Friday, November 9, 2007

Guess Who?

We all have our favorites. You're either a Beatles person or you're a Stones person. You like chunky over smooth, the Yankees over the Mets, THE EMPIRE STRIKES BACK over STAR WARS. You can like both, but ultimately, you can only prefer one over the other. It's not Sophie's Choice, you know, it's just a matter of personal taste; I like you Veronica, but I love Betty. Hey, we can always be friends.

So when it comes to animated characters, you're either a Bugs Bunny person or a Mickey Mouse person. Bugs is more of a free-thinking individual, while Mickey tries to be all things to all people. They both have their strengths and faults, but they're more or less opposites, Bugs' ying to Mickey's yang.

But what if you're a Woody Woodpecker person?

I don't quite know how it happened, but I fell for Woody Woodpecker when I was around 6 or so and never turned back since. Again, I've got nothing against all the other great animated characters, but Woody Woodpecker has long been my favorite and I'm sticking to it. Many have passed him off as nothing more than a Bugs Bunny rip-off (he arrived a year after Bugs), and I won't deny that there are elements of Bugs in Woody (fearlessly anti-social; willing to take on jerks head-on) but Woody's got his own thing going on, and I like him for that. To start, he's got a theme song; Bugs and Mickey didn't have their own theme song, did they? "The Merry-Go-Round Broke Down" was actually the Looney Tunes theme and there was nothing for the Disney shorts. And Woody had a great look to him, spectacularly colorful and very eccentric; with his bright red head, long beak and sort-of Mohawk, the guy looks like a crazy cartoon woodpecker, you know? As a kid, I always used to prefer his later, post-50s "cuter" look, but I much prefer the classic original look and have for a while now. Another reason to like Woody Woodpecker? Many of the early cartoons are still fucking hilarious.

In watching a lot of these shorts today, I was bit taken aback by just how obnoxious a character Woody is; he'll do what he likes and isn't afraid to be an asshole. You still see that today on stuff like Cartoon Network shows, but when you consider most of the classic animated characters you have to realize how odd this is for the time. However, this also gives Woody a bit of a punk rock element to him, making him something of an early anti-establishment hero, in a way, and even more endearing in my book. Am I reaching when I say this? You're welcome to think so, but that's the impression I'm getting from Woody today and it makes me like him all the more. His actions (much more destructive than Bugs') and his high-pitched voice (which should be grating, but isn't) and attitude are appealing to me; he's also surrounded by equally amusing co-stars (Wally Walrus, Buzz Buzzard) and there's usually some good cartoon banter to them. The early shorts are very well animated and still pretty funny. Seriously, what's the problem here?

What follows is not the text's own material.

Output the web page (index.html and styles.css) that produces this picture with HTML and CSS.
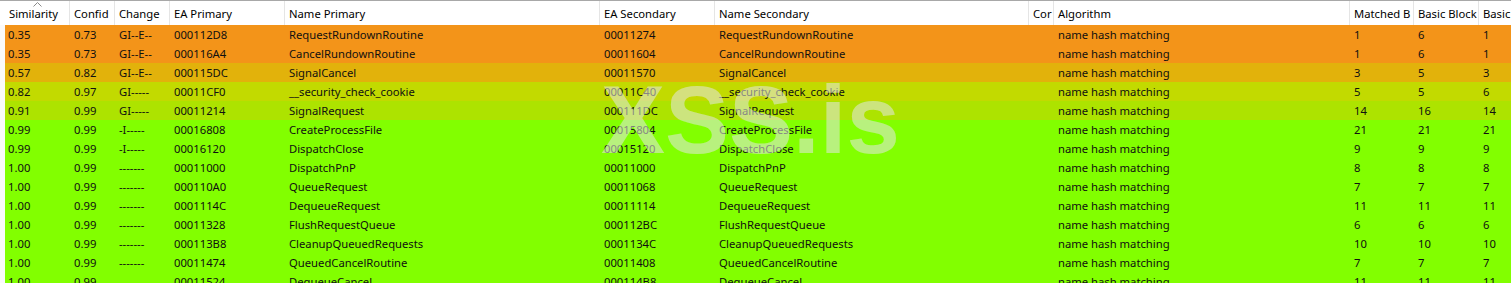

So even though Woody aired for decades on TV, about 20 years ago TV airings pretty much just dried out, about the same time as most other classic cartoons were sent packing from syndication; but unlike Bugs and Mickey, Woody never really made a comeback at any point. Fox aired a new Woody series (which I must admit I barely remember) and I picked up a Woody t-shirt at Target about 2 years back, but other than that, nada in the WW department. I understand that he's around in costume over at Universal studios in Burbank and Florida, but I also must admit that I've never been to either, so what good does that do me? Especially worse was the lack of Woody material from the home video market; Universal made some VHS compilations available in the late 80s and early 90s and there was a laserdisc around that time, too, and then absolutely nothing until this past July. With very little fanfare (aside from a screening in L.A. with Leonard Maltin) or press attention (calling Dave Kehr) they put out a nice 3-disc set with a lot of what they had lying around and what appears to be not a lot of clean-up, though I'm going to admit that for all of my experience in the DVD world, production is not my forte and it's possible I just don't know what I'm talking about. But they don't look all great, if you ask me; colors are inconsistent, grain and dirt are everywhere, and they all show their age. The major upside to this set (aside from the fact that it's available at all) is that you get a lot of content - all of the WW cartoons until 1952, several Chilly Willy, Andy Panda and Oswald the Lucky Rabbit cartoons, including the famed "Confidence" from 1933. There are also many snippets from Walter Lanz's WW TV shows and an additional Halloween special, but there isn't anything historical or retrospective about them. Where's Maltin or Robert Osborne or someone like that? How about some commentaries by some experts or something? Hey, I'm available, you know.

Still, it's nice to know the set is out there and I hope enough units sell to bring out volume 2. It would also be nice if it helps to bring out a resurgence in the red-headed little bastard. He's made me laugh, he's probably made you laugh at one time or another, so take a moment out to think about Woody and watch one of his old flicks. They're still fun and I'm happy to say I still love the guy, all these years later.

PS - A search for images for this piece led to the rather troubling discovery that Google image search isn't as well-policed as they seem to think it is. Type "Woody Woodpecker" in there, check out the first couple of selections and you'll see what I mean. NSFW!!!